In this work, PEEK surfaces were modified through physical treatments to improve the adhesion strength of PVTF coatings, and the electroactive properties of these coatings were successfully enhanced. Additionally, the biocompatibility and osteogenesis potential of the PEEK/PVTF composite were assessed. The conclusion points are as follows:

• Physical modification of the PEEK surface effectively enhanced the bonding strength between PEEK and PVTF coatings. These improvements in adhesion were achieved without compromising the electroactive properties of the PVTF coatings. The physical treatments resulted in a significant increase in adhesion strength, making the composite more durable for biomedical applications.
• After polarization, the PEEK/PVTF composite exhibited an increased β-phase content, with a noticeable enhancement in the d₃₃ value. This indicates a substantial improvement in the electroactive properties of the PVTF coatings. Moreover, the surface potential of the PVTF coatings remained stable, ensuring consistent electroactive behavior suitable for osteogenesis.
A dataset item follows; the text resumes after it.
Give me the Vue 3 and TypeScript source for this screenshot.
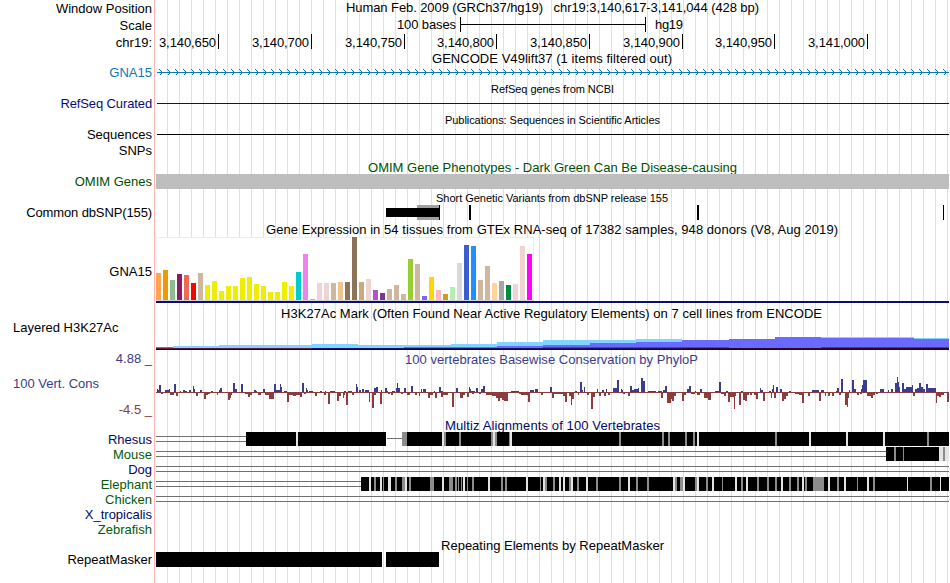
<script setup lang="ts">
type Bar = [number, number, number]
type Seg = [number, number]
interface Title { text: string; x: number; w: number; base: number; size?: number; color?: string }
interface Track {
  id: string
  y: number
  h: number
  label?: string
  color?: string
  side?: 'left'
  tight?: boolean
  title?: Title
  kind?: string
}

const tracks: Track[] = [
  { id: 'pos', y: 0, h: 17, label: 'Window Position', title: { text: 'Human Feb. 2009 (GRCh37/hg19)\u00a0\u00a0 chr19:3,140,617-3,141,044 (428 bp)', x: 346, w: 413, base: 12 } },
  { id: 'scale', y: 17, h: 17, label: 'Scale', kind: 'scale' },
  { id: 'ruler', y: 34, h: 16, label: 'chr19:', kind: 'ruler' },
  { id: 'gencode-t', y: 50, h: 15, title: { text: 'GENCODE V49lift37 (1 items filtered out)', x: 432, w: 240, base: 63 } },
  { id: 'gencode', y: 65, h: 15, label: 'GNA15', color: '#0c78b4', kind: 'gene' },
  { id: 'refseq-t', y: 80, h: 16, title: { text: 'RefSeq genes from NCBI', x: 491, w: 123, base: 93, size: 11 } },
  { id: 'refseq', y: 96, h: 15, label: 'RefSeq Curated', color: '#0c0c78', tight: true, kind: 'refseq' },
  { id: 'pubs-t', y: 111, h: 16, title: { text: 'Publications: Sequences in Scientific Articles', x: 445, w: 215, base: 124, size: 11 } },
  { id: 'pubs', y: 127, h: 15, label: 'Sequences', kind: 'pubs' },
  { id: 'snps', y: 142, h: 16, label: 'SNPs' },
  { id: 'omim-t', y: 158, h: 16, title: { text: 'OMIM Gene Phenotypes - Dark Green Can Be Disease-causing', x: 368, w: 369, base: 172, color: '#005000' } },
  { id: 'omim', y: 174, h: 15, label: 'OMIM Genes', color: '#005000', kind: 'omim' },
  { id: 'dbsnp-t', y: 189, h: 16, title: { text: 'Short Genetic Variants from dbSNP release 155', x: 436, w: 232, base: 202, size: 11 } },
  { id: 'dbsnp', y: 205, h: 15, label: 'Common dbSNP(155)', tight: true, kind: 'dbsnp' },
  { id: 'gtex-t', y: 220, h: 16, title: { text: 'Gene Expression in 54 tissues from GTEx RNA-seq of 17382 samples, 948 donors (V8, Aug 2019)', x: 266, w: 572, base: 234 } },
  { id: 'gtex', y: 236, h: 70, label: 'GNA15', kind: 'gtex' },
  { id: 'h3k-t', y: 306, h: 14, title: { text: 'H3K27Ac Mark (Often Found Near Active Regulatory Elements) on 7 cell lines from ENCODE', x: 281, w: 541, base: 318 } },
  { id: 'h3k', y: 320, h: 15, label: 'Layered H3K27Ac', side: 'left', kind: 'h3k' },
  { id: 'gap', y: 335, h: 16 },
  { id: 'cons-t', y: 351, h: 15, label: '4.88 _', color: '#3c3c8c', title: { text: '100 vertebrates Basewise Conservation by PhyloP', x: 405, w: 293, base: 364, color: '#3c3c8c' } },
  { id: 'cons', y: 366, h: 35, label: '100 Vert. Cons', color: '#3c3c8c', side: 'left', kind: 'cons' },
  { id: 'cons-b', y: 401, h: 16, label: '-4.5 _', color: '#8c3c3c' },
  { id: 'multiz-t', y: 417, h: 15, title: { text: 'Multiz Alignments of 100 Vertebrates', x: 445, w: 215, base: 430, color: '#000a64' } },
  { id: 'rhesus', y: 432, h: 15, label: 'Rhesus', color: '#000a64', kind: 'align' },
  { id: 'mouse', y: 447, h: 15, label: 'Mouse', color: '#005a0a', kind: 'align' },
  { id: 'dog', y: 462, h: 15, label: 'Dog', color: '#000a64', kind: 'align' },
  { id: 'elephant', y: 477, h: 15, label: 'Elephant', color: '#005a0a', kind: 'align' },
  { id: 'chicken', y: 492, h: 15, label: 'Chicken', color: '#005a0a', kind: 'align' },
  { id: 'xtrop', y: 507, h: 15, label: 'X_tropicalis', color: '#000a64' },
  { id: 'zebrafish', y: 522, h: 15, label: 'Zebrafish', color: '#005a0a' },
  { id: 'rmsk-t', y: 537, h: 15, title: { text: 'Repeating Elements by RepeatMasker', x: 441, w: 223, base: 550 } },
  { id: 'rmsk', y: 552, h: 15, label: 'RepeatMasker', kind: 'rmsk' },
]

const ruler = [
  { x: 218, text: '3,140,650' }, { x: 311, text: '3,140,700' }, { x: 404, text: '3,140,750' }, { x: 496, text: '3,140,800' },
  { x: 589, text: '3,140,850' }, { x: 682, text: '3,140,900' }, { x: 774, text: '3,140,950' }, { x: 867, text: '3,141,000' },
]

const chevrons = Array.from({ length: 99 }, (_, i) => `M${159.5 + i * 8} 69.5l3 3l-3 3`).join('')

const Y = '#eeee00'
const T = '#cdb79e'
const P = '#eed5d2'
const gtex: [number, string][] = [
  [27, '#ffa54f'], [30, '#ee9a00'], [20, '#8fbc8f'], [26, '#8b1c62'], [25, '#ee6a50'], [17, '#ff0000'], [27, T],
  [15, Y], [19, Y], [9, Y], [14, Y], [14, Y], [22, Y], [23, Y], [16, Y], [14, Y], [8, Y], [8, Y], [18, Y], [14, Y],
  [28, '#00cdcd'], [46, '#ee82ee'], [1, '#9ac0cd'], [17, P], [17, P], [17, T], [18, '#eec591'], [18, '#8b7355'],
  [63, '#8b7355'], [18, '#cdaa7d'], [21, P], [10, '#b452cd'], [7, '#7a378b'], [11, T], [15, T], [6, T],
  [41, '#9acd32'], [36, T], [4, '#7a67ee'], [23, '#ffd700'], [10, '#ffb6c1'], [6, '#cd9b1d'], [13, '#b4eeb4'],
  [37, '#d9d9d9'], [55, '#3a5fcd'], [54, '#1e90ff'], [20, T], [34, T], [17, '#ffd39b'], [19, '#a6a6a6'],
  [15, '#008b45'], [16, P], [54, P], [46, '#ff00ff'],
]

/* Stepped signal layers: [start x, top y], each step runs to the next start */
interface Layer { fill: string; end: number; base: number; steps: Seg[] }
const layers: Layer[] = [
  { fill: '#80d4ff', end: 949, base: 348, steps: [[173, 346], [219, 345], [312, 344], [358, 345], [451, 344], [497, 342], [543, 340], [636, 339], [682, 340], [729, 339], [775, 337], [914, 338]] },
  { fill: '#6a6aff', end: 949, base: 348, steps: [[156, 347], [173, 348], [404, 347], [497, 346], [543, 345], [590, 343], [636, 342], [682, 340], [729, 339], [775, 337], [821, 338], [914, 339]] },
  { fill: '#3a3af4', end: 729, base: 348, steps: [[404, 348], [543, 347]] },
  { fill: '#5a1a46', end: 312, base: 349, steps: [[156, 348]] },
  { fill: '#1c1070', end: 821, base: 349, steps: [[312, 348]] },
  { fill: '#7a2858', end: 949, base: 349, steps: [[821, 347]] },
  { fill: '#140420', end: 949, base: 350, steps: [[156, 349]] },
  { fill: '#2c0430', end: 949, base: 349, steps: [[682, 348]] },
]
function stepPath(l: Layer): string {
  let d = `M${l.steps[0][0]} ${l.base}`
  for (const [x, y] of l.steps) d += `H${x}V${y}`
  return `${d}H${l.end}V${l.base}Z`
}

const cons: Bar[] = [
  [157,1,3],[158,1,2],[159,2,7],[165,4,2],[169,1,3],[174,2,8],[180,1,1],[183,2,2],[185,2,1],[189,2,2],[193,1,6],[194,1,3],[200,2,2],[211,2,1],[219,1,2],[220,2,4],[233,2,9],[235,2,3],[241,2,8],[254,2,2],[256,1,1],[263,2,3],[274,2,8],[276,4,2],[280,1,8],[281,1,5],[284,3,1],[302,2,9],[306,1,4],[307,1,2],[309,4,1],[320,2,1],[325,1,1],[330,5,1],[344,2,1],[348,4,1],[356,1,8],[357,1,5],[359,2,2],[362,2,3],[365,4,2],[374,2,4],[376,2,5],[381,1,2],[385,2,4],[387,1,1],[392,3,1],[396,1,4],[397,1,9],[398,2,4],[404,2,4],
  [161,2,-2],[170,4,-3],[176,2,-4],[196,2,-4],[204,2,-7],[206,2,-3],[208,2,-2],[217,1,-3],[228,2,-8],[230,1,-6],[231,1,-3],[245,3,-2],[248,2,-5],[250,2,-3],[258,3,-3],[265,4,-3],[269,5,-7],[287,2,-10],[289,4,-3],[293,3,-4],[296,4,-3],[300,2,-5],[304,2,-2],[315,2,-4],[324,2,-3],[328,2,-12],[337,2,-9],[339,2,-4],[343,1,-6],[344,1,-3],[346,2,-13],[352,2,-3],[369,1,-10],[372,2,-16],[374,2,-3],[380,2,-12],[388,2,-2],[391,2,-3],[401,2,-2],[407,3,-3],
  [411,2,6],[421,1,3],[423,3,3],[434,1,1],[439,2,5],[441,2,1],[456,2,4],[469,1,5],[470,1,3],[471,4,1],[476,2,4],[481,2,3],[483,2,6],[511,8,1],[530,4,2],[535,3,3],[550,2,5],[575,2,1],[580,2,10],[582,1,2],[584,1,5],[597,1,3],[602,2,2],[606,1,3],[613,4,4],[617,2,12],[621,1,3],[622,1,2],[630,2,6],[632,2,2],[634,4,3],[638,1,4],[641,2,14],[643,2,11],[648,8,1],[658,4,1],[663,2,2],[665,2,6],
  [415,2,-3],[419,1,-4],[428,2,-6],[430,3,-3],[435,2,-6],[441,2,-5],[443,5,-3],[452,2,-15],[460,3,-6],[463,2,-3],[467,2,-5],[472,2,-2],[479,2,-2],[486,6,-3],[492,4,-4],[496,2,-6],[498,2,-9],[500,2,-6],[502,2,-8],[504,4,-9],[519,2,-2],[521,7,-3],[528,2,-10],[541,2,-3],[552,2,-6],[554,11,-2],[563,2,-4],[565,2,-10],[569,2,-4],[571,1,-13],[572,2,-7],[578,1,-3],[587,2,-3],[591,2,-17],[593,2,-5],[599,2,-4],[604,2,-4],[608,2,-3],[623,2,-2],[628,2,-4],[661,2,-6],[667,4,-11],[671,1,-7],[672,2,-9],[674,2,-4],
  [687,2,3],[689,2,6],[695,1,1],[700,2,3],[715,4,1],[719,2,10],[726,2,1],[741,2,1],[760,1,4],[761,2,2],[769,2,1],[772,1,3],[773,1,7],[776,2,5],[780,2,3],[789,2,1],[812,7,2],[821,3,2],[836,1,1],[837,2,4],[841,2,13],[849,1,2],[852,2,12],[854,2,3],[861,1,3],[862,1,7],[863,4,12],[880,4,3],[888,1,2],[891,2,3],[895,2,9],[897,1,15],[898,1,10],[899,1,5],[902,2,9],[904,2,3],[906,6,5],[912,1,7],[915,2,3],[917,2,4],[919,2,9],[921,2,5],[923,2,3],[926,2,8],[928,8,4],
  [682,2,-9],[684,2,-3],[691,4,-2],[697,3,-3],[704,4,-6],[708,3,-8],[721,3,-2],[724,2,-4],[728,2,-10],[730,4,-5],[734,1,-17],[735,1,-4],[739,2,-13],[743,2,-8],[745,2,-9],[747,2,-3],[750,2,-3],[754,2,-3],[756,2,-7],[763,2,-9],[771,1,-6],[774,2,-6],[782,2,-9],[784,2,-7],[786,2,-4],[795,4,-2],[799,3,-3],[802,2,-11],[808,2,-4],[819,2,-9],[825,1,-4],[828,2,-4],[832,2,-4],[839,2,-3],[845,2,-13],[847,1,-15],[848,1,-6],[857,2,-3],[860,2,-2],[867,4,-4],[871,2,-6],[873,2,-3],[876,2,-2],[913,2,-4],[936,1,-11],[937,2,-4],[939,2,-5],[941,3,-3],[947,2,-10],
]

/* Aligned blocks with lighter columns where identity drops */
const blocks: Record<string, { lines?: Seg; thin?: Seg[]; black: Seg[]; grey: Seg[]; light: Seg[] }> = {
  rhesus: {
    lines: [156, 246], thin: [[387, 402]], black: [[246, 296], [298, 386], [407, 949]],
    grey: [[402, 407], [444, 446], [459, 461], [491, 493], [495, 497], [509, 510], [619, 621], [662, 664], [668, 670], [685, 687], [693, 695], [775, 777], [927, 929]],
    light: [[296, 298], [442, 444], [493, 495], [510, 512], [697, 699], [809, 811], [846, 848], [883, 885]],
  },
  mouse: { lines: [156, 886], black: [[886, 939]], grey: [[894, 896], [903, 904], [943, 945]], light: [[939, 943], [945, 949]] },
  dog: { lines: [156, 949], black: [], grey: [], light: [] },
  elephant: {
    lines: [156, 361], black: [[361, 949]],
    grey: [[374, 376], [383, 384], [395, 397], [402, 405], [409, 411], [430, 434], [449, 453], [455, 457], [458, 459], [461, 462], [467, 468], [472, 474], [501, 503], [505, 507], [540, 541], [545, 547], [553, 555], [569, 571], [577, 579], [596, 598], [619, 621], [636, 638], [647, 649], [675, 677], [680, 683], [695, 697], [706, 708], [722, 723], [741, 743], [757, 759], [767, 769], [775, 777], [789, 791], [797, 799], [805, 807], [813, 824], [837, 839], [857, 858], [873, 875], [930, 932]],
    light: [[369, 371], [380, 382], [388, 391], [405, 407], [442, 444], [463, 465], [488, 490], [526, 528], [543, 545], [559, 561], [563, 565], [571, 573], [586, 588], [628, 630], [673, 675], [683, 685], [697, 699], [712, 714], [735, 737], [746, 748], [781, 783], [802, 804], [828, 830], [844, 846], [867, 869], [907, 908], [940, 941]],
  },
  chicken: { lines: [156, 949], black: [], grey: [], light: [] },
}
</script>

<template>
  <main class="browser">
    <section v-for="t in tracks" :key="t.id" class="track" :style="{ height: t.h + 'px' }">
      <div class="label" :class="{ left: t.side === 'left', tight: t.tight }" :style="{ color: t.color }">{{ t.label }}</div>
      <svg class="plot" width="798" :height="t.h" :viewBox="`152 ${t.y} 798 ${t.h}`" shape-rendering="crispEdges">
        <text v-if="t.title" :x="t.title.x" :y="t.title.base" :textLength="t.title.w" :font-size="t.title.size ?? 13" :fill="t.title.color ?? '#000'">{{ t.title.text }}</text>

        <template v-if="t.kind === 'scale'">
          <text x="397" y="29" textLength="59">100 bases</text>
          <path d="M460 17h1v7h184v-7h1v15h-1v-7h-184v7h-1z" />
          <text x="655" y="29" textLength="28">hg19</text>
        </template>

        <template v-else-if="t.kind === 'ruler'">
          <g v-for="r in ruler" :key="r.x">
            <text :x="r.x - 59" y="47" textLength="57">{{ r.text }}</text>
            <rect :x="r.x" y="34" width="1" height="15" />
          </g>
        </template>

        <template v-else-if="t.kind === 'gene'">
          <rect x="157" y="72" width="792" height="1" fill="#0c78b4" />
          <path :d="chevrons" class="chevrons" />
        </template>

        <rect v-else-if="t.kind === 'refseq'" x="157" y="103" width="792" height="1" fill="#0c0c78" />
        <rect v-else-if="t.kind === 'pubs'" x="157" y="134" width="792" height="1" />
        <rect v-else-if="t.kind === 'omim'" x="156" y="174" width="793" height="15" fill="#bebebe" />

        <template v-else-if="t.kind === 'dbsnp'">
          <rect x="417" y="205" width="22" height="15" fill="#a0a0a0" />
          <rect x="386" y="208" width="53" height="9" />
          <rect x="439" y="205" width="1" height="15" />
          <rect x="469" y="205" width="2" height="15" />
          <rect x="697" y="205" width="2" height="15" />
          <rect x="943" y="205" width="1" height="15" />
        </template>

        <template v-else-if="t.kind === 'gtex'">
          <rect x="156" y="237" width="378" height="64" fill="#eeeeee" />
          <rect x="157" y="238" width="376" height="62" fill="#fff" />
          <rect x="156" y="300" width="378" height="1" fill="#d4d4d4" />
          <rect v-for="(b, i) in gtex" :key="i" :x="156 + i * 7" :y="300 - b[0]" width="5" :height="b[0]" :fill="b[1]" />
          <rect x="156" y="301" width="793" height="2" fill="#0c0c78" />
        </template>

        <template v-else-if="t.kind === 'h3k'">
          <path v-for="(l, i) in layers" :key="i" :d="stepPath(l)" :fill="l.fill" />
        </template>

        <template v-else-if="t.kind === 'cons'">
          <rect x="156" y="392" width="793" height="1" fill="#8c3c3c" />
          <rect v-for="(b, i) in cons" :key="i" :x="b[0]" :y="b[2] > 0 ? 392 - b[2] : 392" :width="b[1]" :height="Math.abs(b[2])" :fill="b[2] > 0 ? '#3c3c8c' : '#8c3c3c'" />
        </template>

        <g v-else-if="t.kind === 'align'">
          <template v-if="blocks[t.id].lines">
            <rect v-for="dy in [4, 9]" :key="dy" :x="blocks[t.id].lines![0]" :y="t.y + dy" :width="blocks[t.id].lines![1] - blocks[t.id].lines![0]" height="1" fill="#707070" />
          </template>
          <rect v-for="s in blocks[t.id].thin ?? []" :key="'t' + s[0]" :x="s[0]" :y="t.y + 6" :width="s[1] - s[0]" height="1" fill="#707070" />
          <rect v-for="s in blocks[t.id].black" :key="'b' + s[0]" :x="s[0]" :y="t.y" :width="s[1] - s[0]" height="14" />
          <rect v-for="s in blocks[t.id].grey" :key="'g' + s[0]" :x="s[0]" :y="t.y" :width="s[1] - s[0]" height="14" fill="#8c8c8c" />
          <rect v-for="s in blocks[t.id].light" :key="'l' + s[0]" :x="s[0]" :y="t.y" :width="s[1] - s[0]" height="14" fill="#e4e4e4" />
        </g>

        <template v-else-if="t.kind === 'rmsk'">
          <rect x="156" y="552" width="226" height="15" />
          <rect x="386" y="552" width="53" height="15" />
        </template>
      </svg>
    </section>
  </main>
</template>

<style>
body {
  margin: 0;
  background: #fff;
}
</style>

<style scoped>
.browser {
  width: 950px;
  height: 583px;
  overflow: hidden;
  font: 13px "Liberation Sans", Arial, sans-serif;
  color: #000;
  background:
    linear-gradient(#ffb4b4, #ffb4b4) 154px 0 / 1px 100% no-repeat,
    repeating-linear-gradient(to right, #dcdcff 0 1px, transparent 1px 12px) 167px 0 / 782px 100% no-repeat,
    #fff;
}
.track {
  display: flex;
}
.label {
  display: flex;
  flex: 0 0 152px;
  align-items: center;
  justify-content: flex-end;
  white-space: pre;
}
.label.left {
  justify-content: flex-start;
  box-sizing: border-box;
  padding-left: 13px;
}
.label.tight {
  letter-spacing: -0.12px;
}
.plot {
  display: block;
  flex: none;
  overflow: visible;
}
.chevrons {
  fill: none;
  stroke: #0c78b4;
  stroke-width: 1;
}
</style>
• The PEEK/PVTF composite demonstrated excellent biocompatibility, promoting cell proliferation and osteogenic differentiation. These favorable biological responses suggest that the PEEK/PVTF composite has strong potential for promoting bone regeneration and could serve as an advanced material for orthopedic implants. However, while our findings suggest that PVTF-coated PEEK implants exhibit enhanced osteogenic differentiation potential, further studies are required to explore their long-term bone integration and the molecular mechanisms involved. Future research should focus on mineralization studies, late-stage osteogenic markers, and in vivo evaluations to provide a more comprehensive assessment of the material’s effectiveness for orthopedic applications.